Route 4 Project: Where Are You a Local? A Creative Collaboration Across Cultures

Route 4 Project: Where Are You a Local? A Creative Collaboration Across Cultures
by Tuğba Yıldırım Kumbasar


This 6-week international collaboration project brought together a total of 53 students (14 from Sabancı University (Türkiye), 24 from the University of Wisconsin (USA), and 15 from Universidade Federal de Ouro Preto (Brazil)) to promote global understanding and intercultural communication. The project explored identity, belonging, and cultural connection through storytelling, reflection, and creative collaboration. It began on October 6 and concluded on November 26 with a certificate ceremony celebrating 13 participants from Route 4 who successfully completed it. 

Throughout the project, students engaged in small-group work, three live video chats, and individual reflections that brought together participants from all three universities. They communicated through both written and spoken activities: introducing themselves, sharing personal stories about their sense of “local identity” and discovering cross-cultural themes through discussion. In their video meetings, students co-created poems, exchanged cultural insights, and collaborated on a final creative project that blended perspectives from Türkiye, the U.S., and Brazil. Through these experiences, they strengthened their English communication skills, built meaningful international connections, and produced a collective work that celebrated shared understandings of belonging across cultures.

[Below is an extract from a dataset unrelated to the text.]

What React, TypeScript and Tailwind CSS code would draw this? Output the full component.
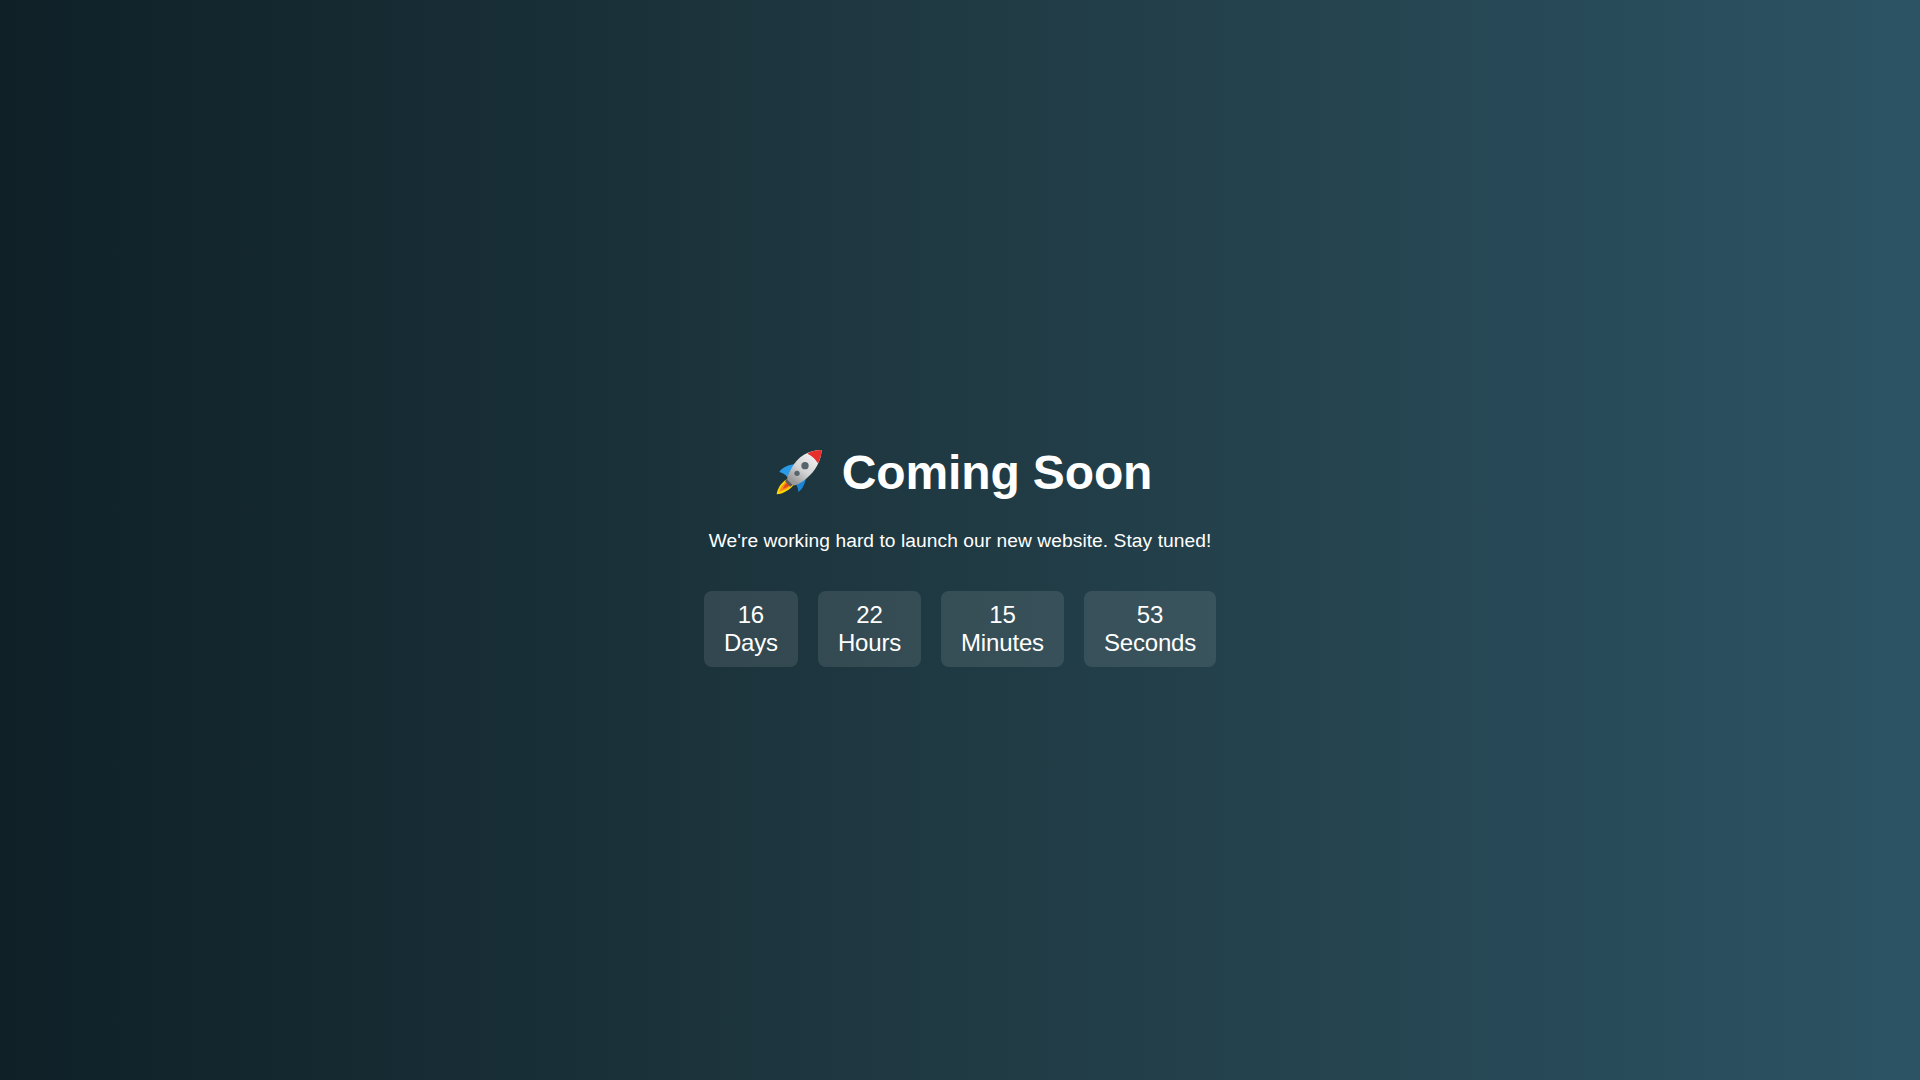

When we first designed the project, I approached it with my experience in art-integration, aiming to add a creative collaboration dimension. Unlike previous intercultural projects, this one encouraged students not only to interact but to co-create a shared artistic product that reflected their collective perspectives. By intentionally weaving creativity into the process, we moved beyond conversation, transforming the project into a space where students could tell stories, experiment, and collaborate across cultures in a tangible way.

Reflecting on this experience, I am reminded of the profound impact that intentional, creative collaboration can have on both learners and educators. Guiding this project was not only an opportunity to witness the students’ growth and cross-cultural learning firsthand, but also a chance to reimagine my own role as an educator as someone who co-designs learning experiences that foster connection, creativity, and meaningful dialogue. Every discussion, poem, and collaborative project reinforced just how valuable these intercultural engagements are, inspiring me to continue exploring new ways to bring learners together across borders and to create learning experiences that transform the way we connect and collaborate.